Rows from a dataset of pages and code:
------------

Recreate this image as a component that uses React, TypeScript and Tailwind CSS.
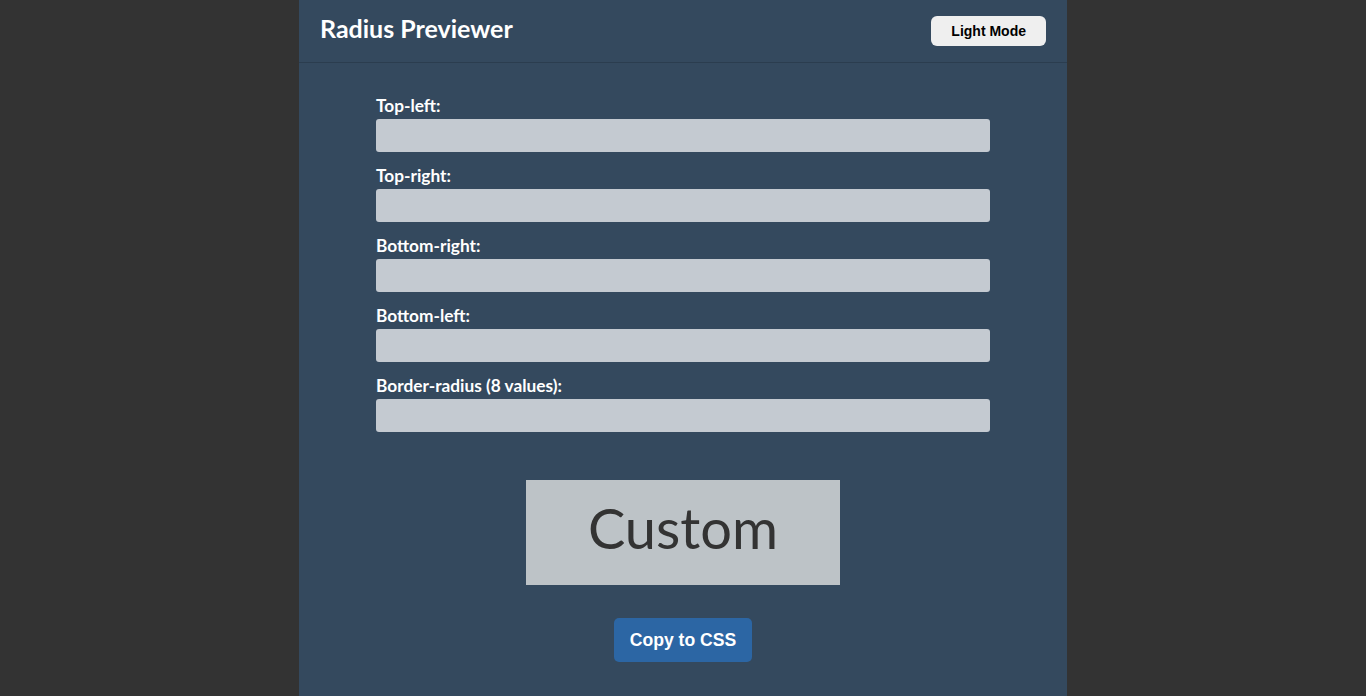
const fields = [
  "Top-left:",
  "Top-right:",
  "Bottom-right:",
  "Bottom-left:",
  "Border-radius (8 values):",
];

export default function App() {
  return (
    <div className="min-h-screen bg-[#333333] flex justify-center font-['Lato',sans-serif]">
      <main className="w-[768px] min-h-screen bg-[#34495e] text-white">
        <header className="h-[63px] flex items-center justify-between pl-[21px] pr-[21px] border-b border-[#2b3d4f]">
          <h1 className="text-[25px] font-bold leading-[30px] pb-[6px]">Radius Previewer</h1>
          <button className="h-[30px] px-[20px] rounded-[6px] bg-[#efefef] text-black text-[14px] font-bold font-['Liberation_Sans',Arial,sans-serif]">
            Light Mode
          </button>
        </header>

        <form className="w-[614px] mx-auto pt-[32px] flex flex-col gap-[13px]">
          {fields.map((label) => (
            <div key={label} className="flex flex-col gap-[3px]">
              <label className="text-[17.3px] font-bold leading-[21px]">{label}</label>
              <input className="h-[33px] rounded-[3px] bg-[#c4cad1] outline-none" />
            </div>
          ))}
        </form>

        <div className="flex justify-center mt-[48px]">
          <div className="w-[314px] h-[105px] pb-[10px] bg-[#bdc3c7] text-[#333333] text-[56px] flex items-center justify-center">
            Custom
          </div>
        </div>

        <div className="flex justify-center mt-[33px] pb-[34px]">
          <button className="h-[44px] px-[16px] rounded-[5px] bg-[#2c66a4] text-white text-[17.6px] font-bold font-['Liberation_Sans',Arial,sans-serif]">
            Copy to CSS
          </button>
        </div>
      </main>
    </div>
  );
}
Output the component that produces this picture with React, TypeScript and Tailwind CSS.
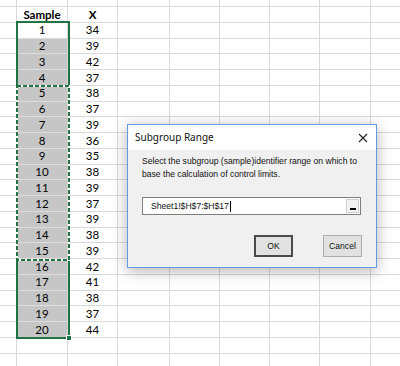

------------

REQUIREMENT:
In the entries above, find every line with the word "React" and list it.

WRITTEN RESPONSE:
Recreate this image as a component that uses React, TypeScript and Tailwind CSS.
Output the component that produces this picture with React, TypeScript and Tailwind CSS.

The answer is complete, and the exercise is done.